На обратном пути я наблюдал за ней через зеркало заднего вида: пытался уловить какой-нибудь знак, — может быть, дрогнут губы или ресницы, хотел, чтобы она стала такой же порочной, как и я, но для нее решение заняться любовью в машине было всего лишь следствием сложившейся ситуации. Так люди ищут другой ресторан, увидев, что в том, куда они зашли поначалу, все столики заняты. Нам не терпелось трахаться. Особняк Амсар был занят. И потому мы трахались в машине. Вот и вся недолга.

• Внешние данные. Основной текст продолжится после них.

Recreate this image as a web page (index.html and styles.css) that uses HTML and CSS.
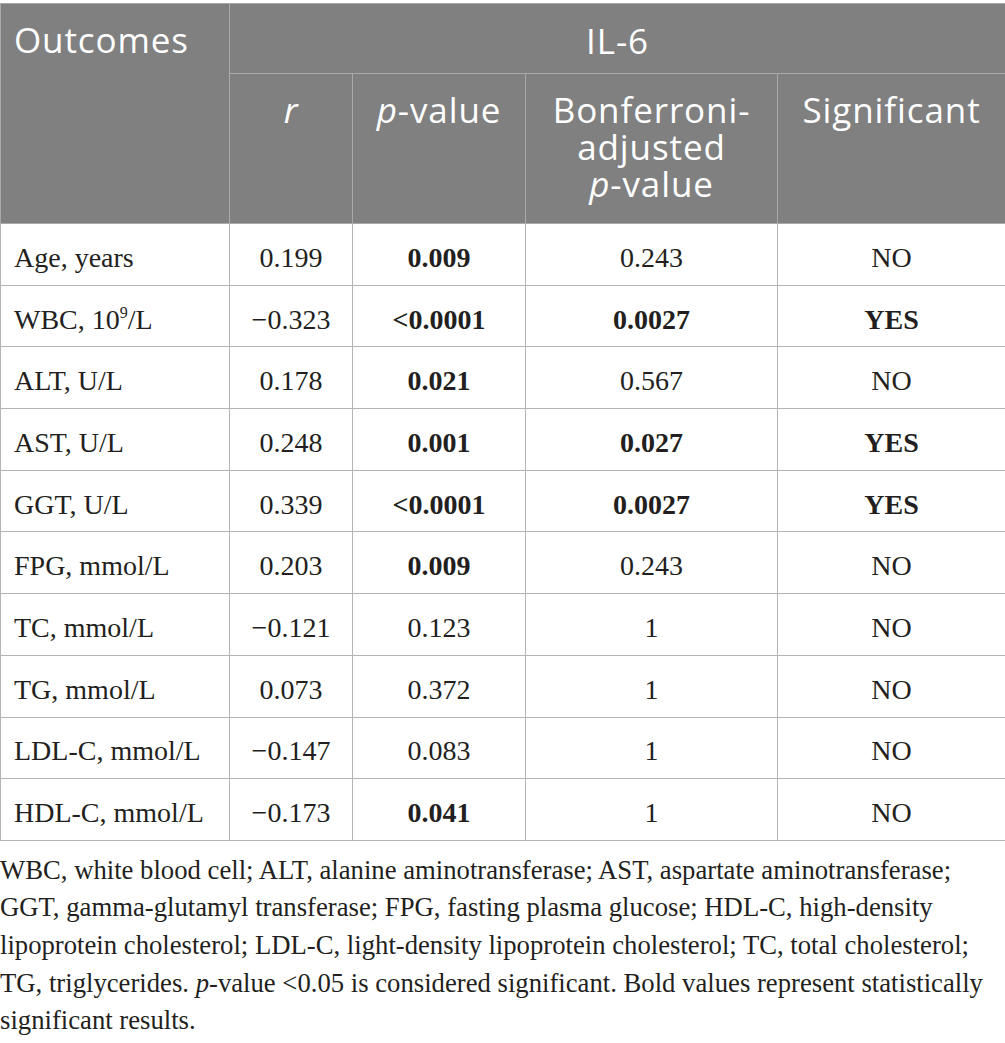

Я был разочарован и стал спрашивать себя, а не кроется ли наслаждение в самом процессе — в слиянии наших секретов, в прикосновении моего фалла к отверстиям в ее теле. Прикосновения эти были, безусловно, приятными, однако в общем и целом я делал это конечно же не потому, что ее прелести обладали особой притягательной силой. Все эти детали не гасили наш пыл, но мне нравились минуты, когда я мог остаться один и поразмышлять об интимнейшей близости — не об акте как таковом, а скорее об Агате. Не как о человеке, о женщине, а как о дочери этой страны. Я гордился собой и своим фаллом. Мы покинули захолустные мирки, где нам суждено было родиться, и шагнули в большой мир, чтобы преодолеть все барьеры в виде отметок о стране происхождения и культурных различий. Нас не остановили предрассудки, мы прямиком последовали нашему истинному назначению — погоне за чародейкой, скрывавшейся между женскими бедрами и лоном. Это было то, что предуготовила нам природа. Я должен был проникнуть в эту тайну, однако рассмотреть стыд Агаты спокойно, без помех мне пока не удавалось.